View attachment 3949273

Not my favorite setup, but I got this to run in the radiator hose.



View attachment 3949272

I’m thinking close as possible to the thermostat housing would read the hottest temps. Any thoughts on that?


Also this has been sitting quite awhile apparently right down the corner from me. Very tempting to go door knocking and ask about the old corn binder….because who doesn’t need another project? This one is pretty solid for a scout. More rust on the other side.

View attachment 3949276
If it comes with the canoe, grab it! Is that rust or PATINA 🤣? Scouts are cool, I spent a lot of cold, teenage hours in a buddies hunting out of one.

On the rad hose temperature piece- I’ve used one for 3-4 years without any issues and it is nice to know what the temps actually are. Throw away the hose clamps that came with it and use good quality or OEM ones. Your location is a sound choice.
 
Still not overly happy about vague temps on the BJ74. Now I don’t have an overheating issue, but I would like to actually know what the engine is doing.


View attachment 3949273

Not my favorite setup, but I got this to run in the radiator hose.



View attachment 3949272

I’m thinking close as possible to the thermostat housing would read the hottest temps. Any thoughts on that?


Also this has been sitting quite awhile apparently right down the corner from me. Very tempting to go door knocking and ask about the old corn binder….because who doesn’t need another project? This one is pretty solid for a scout. More rust on the other side.

View attachment 3949276
At least you have a nice straight section of hose to splice the adapter into.

Found that the temps (1HZ) are reading about 8-10* warmer for me now. I was running the sensor in the top hose (adapter like yours and Auber) vs now in the top tank of radiator (Terrain Tamer low coolant port and Auber).
 
If it comes with the canoe, grab it! Is that rust or PATINA 🤣? Scouts are cool, I spent a lot of cold, teenage hours in a buddies hunting out of one.

On the rad hose temperature piece- I’ve used one for 3-4 years without any issues and it is nice to know what the temps actually are. Throw away the hose clamps that came with it and use good quality or OEM ones. Your location is a sound choice.

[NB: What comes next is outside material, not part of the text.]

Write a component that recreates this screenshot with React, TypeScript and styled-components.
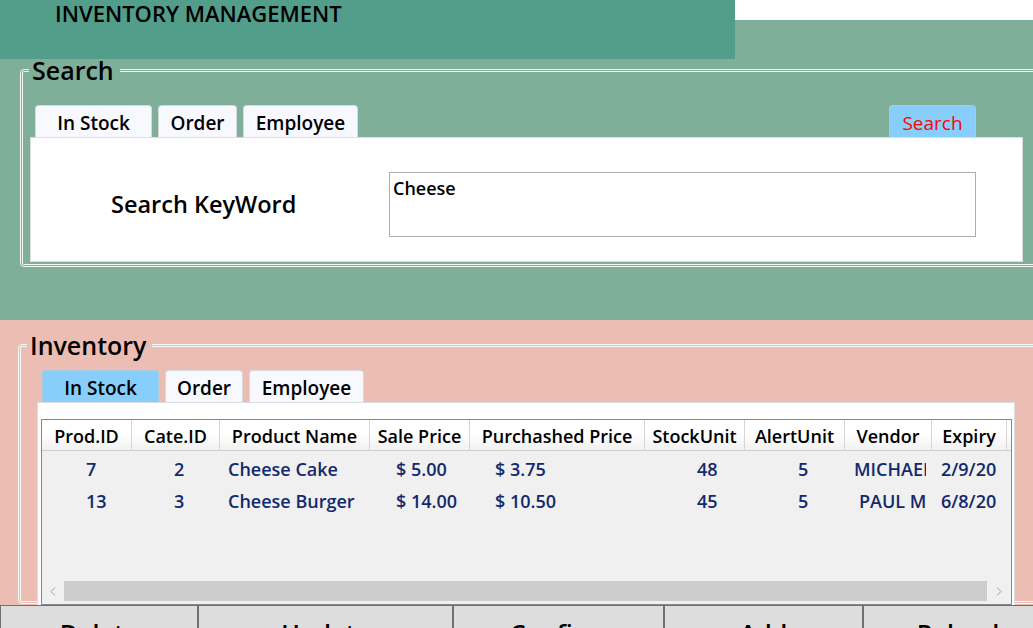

Good information. I’ve seen a lot of people seem to recommend and use, but I’ve never heard the longtime report of them.
Those clamps do look pretty chintzy.

yeah I’ve always liked the scouts, but they definitely have their own issues for sure. It would have to be a steal of a deal for me to consider.


At least you have a nice straight section of hose to splice the adapter into.

Found that the temps (1HZ) are reading about 8-10* warmer for me now. I was running the sensor in the top hose (adapter like yours and Auber) vs now in the top tank of radiator (Terrain Tamer low coolant port and Auber).

That’s interesting it would be 8-10 hotter. There is Probabaly a scientific explanation on why it would be warmer in the top radiator tank vs aluminum insert setup.

As long as it’s pretty close to accurate of the coolant temps, I’ll at least have some peace of mind.
 
Some useful heater hoses from Toyota:

99556-30500 is a 500 mm bulk length. You can get less or more by specifying the length you want in the last four digits of the part number.

87245-14500 is a 90 degree bend with about 100 mm of straight section either end.

87245-6A180 is a short hose with a 45 degree bend.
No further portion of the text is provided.